Bei Windows 8/8.1 richtete Microsoft zwei Editionen an die Endanwender, „Windows 8“ und Windows 8 Pro“. Anwender konnten klar entscheiden, ob die Standard-Edition von Windows 8 ausreichend ist, oder ob lieber zu Variante „Windows 8 Professional“ gegriffen werden sollte. Die anderen zwei Editionen („Windows 8 Enterprise „ und „Windows 8 RT“) waren klar erkennbar für die Unternehmen, beziehungsweise für Mobilgeräte mit ARM-CPUs konzipiert.

Aktuelle Einschätzung

Wenn man die Einteilung der Windows-Varianten in der Vergangenheit genauer betrachtet, so erscheint der Ansatz zu Einteilung schon fast traditionell.
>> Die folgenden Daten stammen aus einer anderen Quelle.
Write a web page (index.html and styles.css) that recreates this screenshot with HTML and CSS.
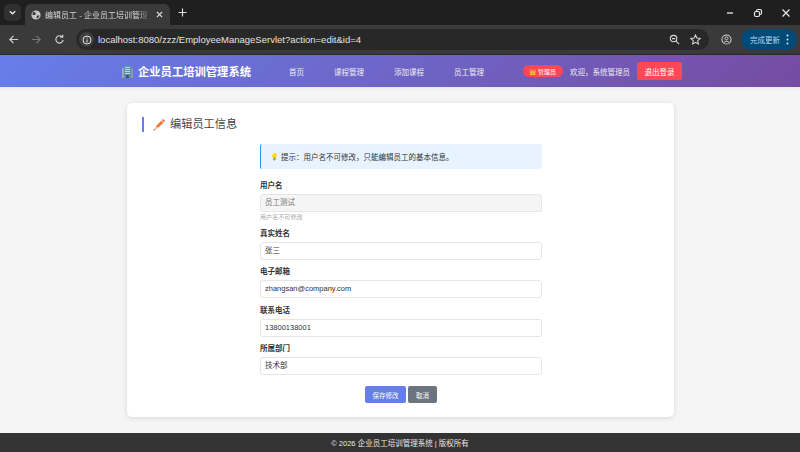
FILE: index.html
```html
<!DOCTYPE html>
<html lang="zh">
<head>
<meta charset="utf-8">
<title>编辑员工</title>
<link rel="stylesheet" href="styles.css">
</head>
<body>
<div class="window">
  <div class="tabstrip">
    <div class="tabsearch"><svg width="9" height="9" viewBox="0 0 10 10"><path d="M2 3.500 5 6.500 8 3.500" fill="none" stroke="#e8e8e8" stroke-width="1.500"/></svg></div>
    <div class="tab">
      <svg class="globe" width="10" height="10" viewBox="0 0 10 10"><circle cx="5" cy="5" r="4.600" fill="#c4c7c5"/><path d="M2 1.500 5 3 4 5 1.500 5ZM6 5.500 8.500 5.500 7 8.500 5.500 8Z" fill="#3a3a3a"/></svg>
      <span class="tabtitle">编辑员工 - 企业员工培训管理系统</span>
      <svg class="tabclose" width="7" height="7" viewBox="0 0 8 8"><path d="M1 1 7 7M7 1 1 7" stroke="#e0e0e0" stroke-width="1.400"/></svg>
    </div>
    <svg class="newtab" width="9" height="9" viewBox="0 0 10 10"><path d="M5 .5V9.500M.5 5H9.500" stroke="#dcdcdc" stroke-width="1.300"/></svg>
    <div class="winctl">
      <svg width="10" height="10" viewBox="0 0 10 10"><path d="M2 5H8" stroke="#e8e8e8" stroke-width="1.300"/></svg>
      <svg width="10" height="10" viewBox="0 0 10 10"><rect x="3.500" y="1.500" width="5" height="5" rx="1.500" fill="none" stroke="#e8e8e8" stroke-width="1.200"/><rect x="1.500" y="3.500" width="5" height="5" rx="1.500" fill="#1f1f1f" stroke="#e8e8e8" stroke-width="1.200"/></svg>
      <svg width="10" height="10" viewBox="0 0 10 10"><path d="M1.500 1.500 8.500 8.500M8.500 1.500 1.500 8.500" stroke="#e8e8e8" stroke-width="1.200"/></svg>
    </div>
  </div>
  <div class="toolbar">
    <svg width="11" height="11" viewBox="0 0 12 12"><path d="M11 6H2M6 2 2 6 6 10" fill="none" stroke="#d0d0d0" stroke-width="1.300"/></svg>
    <svg width="11" height="11" viewBox="0 0 12 12"><path d="M1 6H10M6 2 10 6 6 10" fill="none" stroke="#777" stroke-width="1.300"/></svg>
    <svg width="11" height="11" viewBox="0 0 12 12"><path d="M10 6.500A4 4 0 1 1 8.800 3M9.500 .8V3.500H6.800" fill="none" stroke="#d0d0d0" stroke-width="1.300"/></svg>
    <div class="omnibox">
      <div class="siteinfo"><svg width="10" height="10" viewBox="0 0 10 10"><circle cx="5" cy="5" r="4" fill="none" stroke="#dedede" stroke-width="1"/><path d="M5 4.500V7.500M5 2.500V3.500" stroke="#dedede" stroke-width="1"/></svg></div>
      <span class="url">localhost:8080/zzz/EmployeeManageServlet?action=edit&amp;id=4</span>
      <svg class="zoomicon" width="11" height="11" viewBox="0 0 12 12"><circle cx="5" cy="5" r="3.500" fill="none" stroke="#d8d8d8" stroke-width="1.200"/><path d="M7.500 7.500 11 11M3.300 5H6.700" stroke="#d8d8d8" stroke-width="1.200"/></svg>
      <svg width="11" height="11" viewBox="0 0 12 12"><path d="M6 1 7.500 4.400 11.200 4.800 8.400 7.200 9.200 10.900 6 9 2.800 10.900 3.600 7.200 .8 4.800 4.500 4.400Z" fill="none" stroke="#d8d8d8" stroke-width="1.100"/></svg>
    </div>
    <svg class="profile" width="11" height="11" viewBox="0 0 12 12"><circle cx="6" cy="6" r="5" fill="none" stroke="#d0d0d0" stroke-width="1.100"/><circle cx="6" cy="4.800" r="1.700" fill="none" stroke="#d0d0d0" stroke-width="1"/><path d="M2.800 9.500C4 7.500 8 7.500 9.200 9.500" fill="none" stroke="#d0d0d0" stroke-width="1"/></svg>
    <div class="update"><span>完成更新</span><svg width="3" height="11" viewBox="0 0 3 11"><circle cx="1.500" cy="1.500" r="1" fill="#cfe6f5"/><circle cx="1.500" cy="5.500" r="1" fill="#cfe6f5"/><circle cx="1.500" cy="9.500" r="1" fill="#cfe6f5"/></svg></div>
  </div>
  <header class="appbar">
    <div class="brand"><svg class="brandicon" width="11" height="13" viewBox="0 0 11 13"><rect x="0" y="3" width="2.500" height="10" fill="#9aa7b5"/><rect x="8.500" y="3" width="2.500" height="10" fill="#8d99a8"/><rect x="2" y="0.500" width="7" height="12.500" fill="#5b8fb0"/><path d="M3 2.500H8M3 4.500H8M3 6.500H8M3 8.500H8" stroke="#bcd9ec" stroke-width="1"/><rect x="4.300" y="10" width="2.400" height="3" fill="#3f4a55"/></svg><span>企业员工培训管理系统</span></div>
    <nav class="nav"><a>首页</a><a>课程管理</a><a>添加课程</a><a>员工管理</a></nav>
    <div class="user">
      <span class="badge"><span class="star">👑</span>管理员</span>
      <span class="welcome">欢迎，系统管理员</span>
      <span class="logout">退出登录</span>
    </div>
  </header>
  <main class="content">
    <section class="card">
      <h2 class="title"><svg class="pencil" width="12" height="12" viewBox="0 0 12 12"><path d="M3 7 8.500 1.500 10.500 3.500 5 9Z" fill="#f0793a"/><path d="M9 1 10 0 12 2 11 3Z" fill="#e8504a"/><path d="M3 7 5 9 .5 11.500Z" fill="#f3b98a"/><path d="M.5 11.500 1.300 10 2 10.900Z" fill="#5a4a42"/></svg>编辑员工信息</h2>
      <form class="form">
        <div class="tip"><span class="bulb">💡</span>提示：用户名不可修改，只能编辑员工的基本信息。</div>
        <div class="field first"><label>用户名</label><div class="input disabled">员工测试</div><small>用户名不可修改</small></div>
        <div class="field"><label>真实姓名</label><div class="input">张三</div></div>
        <div class="field"><label>电子邮箱</label><div class="input">zhangsan@company.com</div></div>
        <div class="field"><label>联系电话</label><div class="input">13800138001</div></div>
        <div class="field"><label>所属部门</label><div class="input">技术部</div></div>
        <div class="actions"><span class="btn primary">保存修改</span><span class="btn secondary">取消</span></div>
      </form>
    </section>
  </main>
  <footer class="footer">© 2026 企业员工培训管理系统 | 版权所有</footer>
</div>
</body>
</html>
```
FILE: styles.css
```css
* { box-sizing: border-box; }
html, body { margin: 0; padding: 0; }
body { font-family: "Liberation Sans", "Noto Sans CJK SC", sans-serif; background: #f5f5f5; }
.window { width: 800px; height: 452px; display: flex; flex-direction: column; overflow: hidden; }

.tabstrip { height: 25px; background: #1f1f1f; display: flex; align-items: center; padding: 4px 0 0 4px; flex: none; }
.tabsearch { width: 17px; height: 17px; margin-top: -4px; border-radius: 5px; background: #303030; display: flex; align-items: center; justify-content: center; }
.tab { width: 145px; height: 21px; margin-left: 4px; background: #3a3a3a; border-radius: 6px 6px 0 0; display: flex; align-items: center; padding: 0 7px 0 6px; color: #d8d8d8; font-size: 8px; }
.globe { flex: none; }
.tabtitle { width: 105px; margin-left: 4px; margin-right: 6px; white-space: nowrap; overflow: hidden; -webkit-mask-image: linear-gradient(90deg, #000 88%, transparent); mask-image: linear-gradient(90deg, #000 88%, transparent); }
.tabclose { flex: none; }
.newtab { margin: -4px 0 0 8px; }
.winctl { margin-left: auto; margin-top: -4px; display: flex; gap: 18px; padding-right: 9px; }

.toolbar { height: 30px; background: #3a3a3a; display: flex; align-items: center; padding: 0 0 0 8px; flex: none; border-bottom: 1px solid #2a2a2a; }
.toolbar > svg:nth-child(2) { margin-left: 12px; }
.toolbar > svg:nth-child(3) { margin-left: 12px; }
.omnibox { width: 633px; height: 21px; margin-left: 11px; background: #282828; border-radius: 11px; display: flex; align-items: center; padding: 0 8px 0 3px; flex: none; }
.siteinfo { width: 15px; height: 15px; border-radius: 50%; background: #3f3f3f; display: flex; align-items: center; justify-content: center; flex: none; }
.url { margin-left: 4px; flex: 1; color: #e3e3e3; font-size: 9.500px; white-space: nowrap; }
.zoomicon { margin-right: 10px; }
.profile { margin-left: 12px; flex: none; }
.update { margin-left: 9px; margin-right: 3px; height: 21px; flex: 1; background: #004a77; border-radius: 11px; display: flex; align-items: center; justify-content: flex-end; padding-right: 8px; gap: 6px; color: #b8d8ee; font-size: 7.500px; }

.appbar { height: 32px; flex: none; display: flex; align-items: center; padding: 0 118px 0 121px; background: linear-gradient(135deg, #667eea 0%, #764ba2 100%); color: #fff; box-shadow: 0 1px 5px rgba(0,0,0,.08); }
.brand { display: flex; align-items: center; font-size: 11.300px; font-weight: 700; gap: 5px; width: 168px; flex: none; white-space: nowrap; }
.brandicon { flex: none; margin-left: 1px; }
.nav { display: flex; gap: 30px; font-size: 7.500px; color: #eee; }
.user { margin-left: auto; display: flex; align-items: center; font-size: 7.500px; }
.badge { display: flex; align-items: center; height: 12px; width: 40px; background: #ff4757; border-radius: 6px; font-size: 6px; padding-left: 6px; gap: 2px; }
.star { font-size: 6px; width: 7px; }
.welcome { margin-left: 7px; color: #eee; }
.logout { margin-left: 7px; background: #ff4757; border-radius: 2px; height: 18px; width: 45px; display: flex; align-items: center; justify-content: center; font-size: 7.500px; }

.content { flex: 1; min-height: 0; padding: 16px 126px 16px 127px; }
.card { height: 314px; background: #fff; border-radius: 5px; box-shadow: 0 1px 5px rgba(0,0,0,.12); padding: 14px 15px 0; }
.title { margin: 0; height: 15px; display: flex; align-items: center; border-left: 2px solid #667eea; padding-left: 9px; font-size: 11.200px; line-height: 15px; font-weight: 400; color: #444; }
.pencil { flex: none; margin-right: 5px; }
.form { width: 282px; margin: 12px 0 0 118px; }
.tip { height: 25px; background: #e7f3ff; border-left: 1px solid #2196f3; border-radius: 2px; padding-left: 9px; display: flex; align-items: center; font-size: 7.500px; color: #333; }
.bulb { font-size: 7px; width: 11px; }
.field { margin-top: 7.500px; }
.field.first { margin-top: 12px; }
.field label { display: block; font-size: 7.500px; font-weight: 700; color: #333; line-height: 10px; height: 10px; margin-bottom: 3px; }
.input { height: 18px; border: 1px solid #e6e6e6; border-radius: 3px; background: #fff; font-size: 7.500px; color: #333; line-height: 16px; padding-left: 4px; }
.input.disabled { background: #f5f5f5; color: #777; }
.field small { display: block; font-size: 6.100px; color: #aaa; line-height: 8px; margin-top: 1px; margin-bottom: 1.500px; }
.actions { display: flex; justify-content: center; gap: 2px; margin-top: 11px; }
.btn { height: 17px; border-radius: 2px; color: #fff; font-size: 6.500px; display: flex; align-items: center; justify-content: center; }
.primary { width: 41px; background: #667eea; }
.secondary { width: 29px; background: #6c757d; }

.footer { height: 19px; flex: none; background: #333; color: #e8e8e8; font-size: 7.500px; display: flex; align-items: center; justify-content: center; }
```
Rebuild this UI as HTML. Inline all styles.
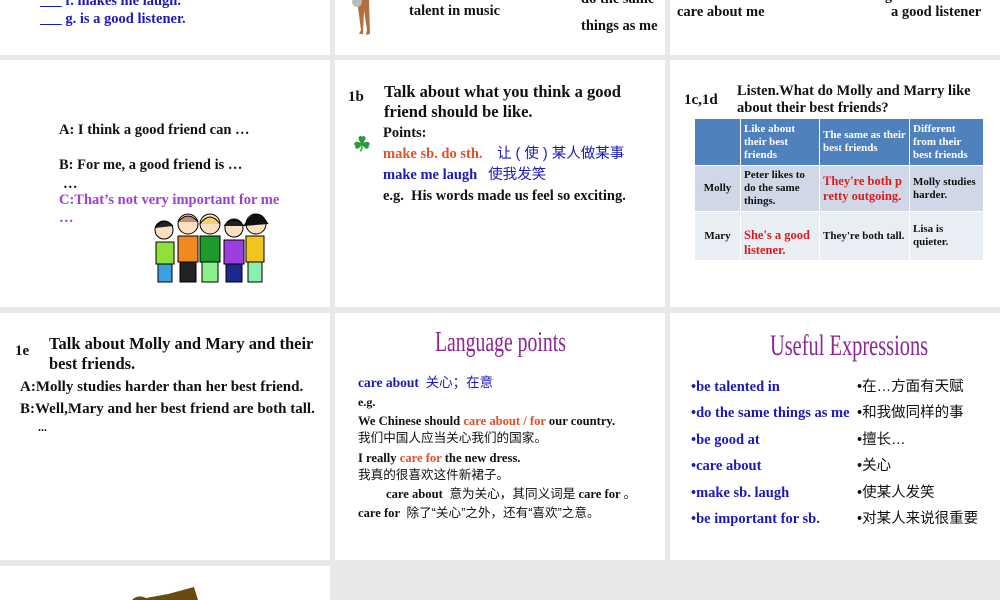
<!DOCTYPE html>
<html><head><meta charset="utf-8"><style>
*{margin:0;padding:0;box-sizing:border-box}
body{width:1000px;height:600px;background:#e8e8e8;position:relative;overflow:hidden;font-family:"Liberation Serif","Noto Serif CJK SC",serif;font-weight:bold;color:#111}
.s{position:absolute;background:#fff;overflow:hidden}
.t{position:absolute;white-space:nowrap;line-height:1.15}
.cn{font-family:"Liberation Sans","Noto Sans CJK SC",sans-serif;font-weight:normal;line-height:1}
.blue{color:#1a1ab8}
.red{color:#e0502a}
.pur{color:#9b3fd6}
.cond{font-weight:normal;color:#8e2596;display:inline-block;transform:scaleX(.68);transform-origin:left}
table{border-collapse:collapse;position:absolute;left:24px;top:58px;font-size:11px;line-height:13px}
td{border:1px solid #fff;padding:2px 3px;vertical-align:middle}
</style></head><body>

<!-- Row 1 -->
<div class="s" style="left:0;top:0;width:330px;height:55px">
  <div class="t blue" style="left:40px;top:-7px;font-size:14.5px"><u>&nbsp;&nbsp;&nbsp;&nbsp;&nbsp;&nbsp;</u> f. makes me laugh.</div>
  <div class="t blue" style="left:40px;top:11px;font-size:14.5px"><u>&nbsp;&nbsp;&nbsp;&nbsp;&nbsp;&nbsp;</u> g. is a good listener.</div>
</div>
<div class="s" style="left:335px;top:0;width:330px;height:55px">
  <svg style="position:absolute;left:14px;top:0" width="30" height="38"><path d="M8 0 L12 30 L10 34 L14 34 L15 10 L18 30 L17 35 L21 34 L20 0Z" fill="#b07040"/><circle cx="8" cy="2" r="5" fill="#bbb"/></svg>
  <div class="t" style="left:74px;top:3px;font-size:14.5px">talent in music</div>
  <div class="t" style="left:246px;top:-9px;font-size:14.5px">do the same</div>
  <div class="t" style="left:246px;top:18px;font-size:14.5px">things as me</div>
</div>
<div class="s" style="left:670px;top:0;width:330px;height:55px">
  <div class="t" style="left:7px;top:4px;font-size:14.5px">care about me</div>
  <div class="t" style="left:136px;top:-12px;font-size:14.5px">make me laugh</div>
  <div class="t" style="left:221px;top:4px;font-size:14.5px">a good listener</div>
</div>

<!-- Row 2 -->
<div class="s" style="left:0;top:60px;width:330px;height:247px">
  <div class="t" style="left:59px;top:62px;font-size:14.5px">A: I think a good friend can …</div>
  <div class="t" style="left:59px;top:97px;font-size:14.5px">B: For me, a good friend is …</div>
  <div class="t" style="left:63px;top:116px;font-size:14.5px">…</div>
  <div class="t pur" style="left:59px;top:132px;font-size:14.5px">C:That’s not very important for me</div>
  <div class="t pur" style="left:59px;top:150px;font-size:14.5px">…</div>
  <svg style="position:absolute;left:144px;top:150px" width="130" height="78" viewBox="0 0 130 78">
    <g stroke="#000" stroke-width="1">
    <rect x="12" y="32" width="18" height="22" fill="#8fe03a"/><rect x="14" y="54" width="14" height="18" fill="#3aa0e0"/>
    <rect x="34" y="26" width="20" height="26" fill="#f08a1e"/><rect x="36" y="52" width="16" height="20" fill="#222"/>
    <rect x="56" y="26" width="20" height="26" fill="#1e9a2a"/><rect x="58" y="52" width="16" height="20" fill="#8af08a"/>
    <rect x="80" y="30" width="20" height="24" fill="#9b3fe0"/><rect x="82" y="54" width="16" height="18" fill="#1a2a90"/>
    <rect x="102" y="26" width="18" height="26" fill="#f2c41e"/><rect x="104" y="52" width="14" height="20" fill="#8af0b0"/>
    <circle cx="20" cy="20" r="9" fill="#fde0c0"/><path d="M11 18 Q20 6 29 16" fill="#222"/>
    <circle cx="44" cy="14" r="10" fill="#fde0c0"/><path d="M34 12 Q44 0 54 12" fill="#c88a7a"/>
    <circle cx="66" cy="14" r="10" fill="#fde0c0"/><path d="M56 14 Q66 0 76 14" fill="#f0d070"/>
    <circle cx="90" cy="18" r="9" fill="#fde0c0"/><path d="M80 16 Q90 4 100 16" fill="#222"/>
    <circle cx="112" cy="14" r="10" fill="#fde0c0"/><path d="M100 16 Q112 -6 124 14" fill="#111"/>
    </g>
  </svg>
</div>
<div class="s" style="left:335px;top:60px;width:330px;height:247px">
  <div class="t" style="left:13px;top:29px;font-size:15px">1b</div>
  <div class="t" style="left:49px;top:22px;font-size:16.5px;line-height:20px">Talk about what you think a good<br>friend should be like.</div>
  <div class="t" style="left:48px;top:65px;font-size:14.5px">Points:</div>
  <div class="t" style="left:18px;top:74px;font-size:20px;color:#2a9a3a">☘</div>
  <div class="t" style="left:48px;top:86px;font-size:14.5px"><span class="red">make sb. do sth.</span>&nbsp;&nbsp;&nbsp;&nbsp;<span class="cn blue">让 ( 使 ) 某人做某事</span></div>
  <div class="t blue" style="left:48px;top:107px;font-size:14.5px">make me laugh&nbsp;&nbsp;&nbsp;<span class="cn">使我发笑</span></div>
  <div class="t" style="left:48px;top:128px;font-size:14.5px">e.g.&nbsp;&nbsp;His words made us feel so exciting.</div>
</div>
<div class="s" style="left:670px;top:60px;width:330px;height:247px">
  <div class="t" style="left:14px;top:32px;font-size:15px">1c,1d</div>
  <div class="t" style="left:67px;top:23px;font-size:14.5px;line-height:17px">Listen.What do Molly and Marry like<br>about their best friends?</div>
  <table>
    <tr style="background:#4f81bd;color:#fff;height:47px"><td style="width:46px"></td><td style="width:79px">Like about their best friends</td><td style="width:90px">The same as their best friends</td><td style="width:74px">Different from their best friends</td></tr>
    <tr style="background:#d0d8e8;height:46px"><td style="text-align:center">Molly</td><td>Peter likes to do the same things.</td><td style="color:#e01a1a;font-size:12.5px;line-height:15px">They're both p retty outgoing.</td><td>Molly studies harder.</td></tr>
    <tr style="background:#e9edf4;height:47px"><td style="text-align:center">Mary</td><td style="color:#e01a1a;font-size:12.5px;line-height:15px;padding-top:16px">She's a good listener.</td><td>They're both tall.</td><td>Lisa is quieter.</td></tr>
  </table>
</div>

<!-- Row 3 -->
<div class="s" style="left:0;top:313px;width:330px;height:247px">
  <div class="t" style="left:15px;top:30px;font-size:15px">1e</div>
  <div class="t" style="left:49px;top:21px;font-size:16.5px;line-height:20px">Talk about Molly and Mary and their<br>best friends.</div>
  <div class="t" style="left:20px;top:66px;font-size:15px">A:Molly studies harder than her best friend.</div>
  <div class="t" style="left:20px;top:88px;font-size:15px">B:Well,Mary and her best friend are both tall.</div>
  <div class="t" style="left:38px;top:108px;font-size:12px">...</div>
</div>
<div class="s" style="left:335px;top:313px;width:330px;height:247px">
  <div class="t" style="left:100px;top:13px;font-size:29px"><span class="cond">Language points</span></div>
  <div class="t blue" style="left:23px;top:62px;font-size:13.5px">care about&nbsp;&nbsp;<span class="cn">关心；在意</span></div>
  <div class="t" style="left:23px;top:83px;font-size:12px">e.g.</div>
  <div class="t" style="left:23px;top:101px;font-size:12.6px">We Chinese should <span class="red">care about / for</span> our country.</div>
  <div class="t cn" style="left:23px;top:119px;font-size:12.6px">我们中国人应当关心我们的国家。</div>
  <div class="t" style="left:23px;top:138px;font-size:12.6px">I really <span class="red">care for</span> the new dress.</div>
  <div class="t cn" style="left:23px;top:156px;font-size:12.6px">我真的很喜欢这件新裙子。</div>
  <div class="t" style="left:51px;top:174px;font-size:12.6px">care about <span class="cn">&nbsp;意为关心，其同义词是</span> care for <span class="cn">。</span></div>
  <div class="t" style="left:23px;top:193px;font-size:12.6px">care for <span class="cn">&nbsp;除了“关心”之外，还有“喜欢”之意。</span></div>
</div>
<div class="s" style="left:670px;top:313px;width:330px;height:247px">
  <div class="t" style="left:100px;top:16px;font-size:30px"><span class="cond">Useful Expressions</span></div>
  <div class="t blue" style="left:21px;top:61px;font-size:14.5px;line-height:26.4px">•be talented in<br>•do the same things as me<br>•be good at<br>•care about<br>•make sb. laugh<br>•be important for sb.</div>
  <div class="t cn" style="left:187px;top:61px;font-size:14.5px;line-height:26.4px">•在…方面有天赋<br>•和我做同样的事<br>•擅长…<br>•关心<br>•使某人发笑<br>•对某人来说很重要</div>
</div>

<!-- Row 4 -->
<div class="s" style="left:0;top:566px;width:330px;height:34px">
  <svg style="position:absolute;left:128px;top:20px" width="75" height="14"><path d="M4 14 Q10 8 18 12 L40 8 L55 4 L66 1 L70 14Z" fill="#6b4a10"/></svg>
</div>
</body></html>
Zwar stellt Windows 10 eine gemeinsame Basis für bisher nicht ins Gesamtkonzept integrierte Geräteklassen (etwa Smartphones) bereit, die „klassische“ Einteilung in unterschiedliche Editionen wie zu Vista- oder Windows-7-Zeiten bleibt allerdings bestehen. Wie schon in der Vergangenheit wird die kommende Generation des Windows Betriebssystems wohl in sechs Hauptkategorien untergebracht (Windows IoT bleibt bei dieser Rechnung einmal außen vor).

Die Endanwender werden sich trotzdem in den meisten Fällen nur zwischen „Windows 10 Home“ und „Windows 10 Pro“ entscheiden müssen. Gute Nachrichten für Microsoft, denn so prophezeit das NT4ADMINS-Team eine hohe Verbreitung und eine gute Akzeptanz des kommenden Betriebssystems. Natürlich nur wenn die Funktionen, Features, das Design und die Usability für die meisten Anwender passen. Diese Punkte lassen sich anhand der aktuellen Preview-Versionen von Windows 10 bereits bestätigen, somit scheint es klar, dass Windows 10 ein würdiger Nachfolger von Windows 7 und Windows 8/8.1 werden wird.